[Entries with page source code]

=-=-=-=-=

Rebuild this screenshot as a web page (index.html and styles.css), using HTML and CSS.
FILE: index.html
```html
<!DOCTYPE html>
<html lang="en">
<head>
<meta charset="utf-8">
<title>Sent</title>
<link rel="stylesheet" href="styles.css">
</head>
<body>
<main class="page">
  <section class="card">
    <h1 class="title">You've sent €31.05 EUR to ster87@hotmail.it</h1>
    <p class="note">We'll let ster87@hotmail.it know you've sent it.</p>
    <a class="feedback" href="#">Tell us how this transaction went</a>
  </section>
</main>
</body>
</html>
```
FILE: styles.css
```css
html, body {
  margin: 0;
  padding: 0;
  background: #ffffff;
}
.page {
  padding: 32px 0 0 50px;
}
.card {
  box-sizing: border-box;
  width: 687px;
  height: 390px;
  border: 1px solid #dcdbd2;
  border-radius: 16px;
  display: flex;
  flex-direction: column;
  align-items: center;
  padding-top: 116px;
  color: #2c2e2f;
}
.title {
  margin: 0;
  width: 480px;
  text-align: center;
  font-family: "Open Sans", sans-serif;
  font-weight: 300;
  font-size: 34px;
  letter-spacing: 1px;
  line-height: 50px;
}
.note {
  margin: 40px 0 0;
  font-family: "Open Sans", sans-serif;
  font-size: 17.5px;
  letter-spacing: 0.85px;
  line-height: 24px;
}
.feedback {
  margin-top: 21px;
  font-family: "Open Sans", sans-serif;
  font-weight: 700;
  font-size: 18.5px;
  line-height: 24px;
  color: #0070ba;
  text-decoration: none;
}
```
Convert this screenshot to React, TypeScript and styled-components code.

=-=-=-=-=

## WHAT THIS TASK INVOLVES:
Take the entries and copy them out exactly.

## RESULT FOR THIS EXERCISE:
Rebuild this screenshot as a web page (index.html and styles.css), using HTML and CSS.
FILE: index.html
```html
<!DOCTYPE html>
<html lang="en">
<head>
<meta charset="utf-8">
<title>Sent</title>
<link rel="stylesheet" href="styles.css">
</head>
<body>
<main class="page">
  <section class="card">
    <h1 class="title">You've sent €31.05 EUR to ster87@hotmail.it</h1>
    <p class="note">We'll let ster87@hotmail.it know you've sent it.</p>
    <a class="feedback" href="#">Tell us how this transaction went</a>
  </section>
</main>
</body>
</html>
```
FILE: styles.css
```css
html, body {
  margin: 0;
  padding: 0;
  background: #ffffff;
}
.page {
  padding: 32px 0 0 50px;
}
.card {
  box-sizing: border-box;
  width: 687px;
  height: 390px;
  border: 1px solid #dcdbd2;
  border-radius: 16px;
  display: flex;
  flex-direction: column;
  align-items: center;
  padding-top: 116px;
  color: #2c2e2f;
}
.title {
  margin: 0;
  width: 480px;
  text-align: center;
  font-family: "Open Sans", sans-serif;
  font-weight: 300;
  font-size: 34px;
  letter-spacing: 1px;
  line-height: 50px;
}
.note {
  margin: 40px 0 0;
  font-family: "Open Sans", sans-serif;
  font-size: 17.5px;
  letter-spacing: 0.85px;
  line-height: 24px;
}
.feedback {
  margin-top: 21px;
  font-family: "Open Sans", sans-serif;
  font-weight: 700;
  font-size: 18.5px;
  line-height: 24px;
  color: #0070ba;
  text-decoration: none;
}
```
Convert this screenshot to React, TypeScript and styled-components code.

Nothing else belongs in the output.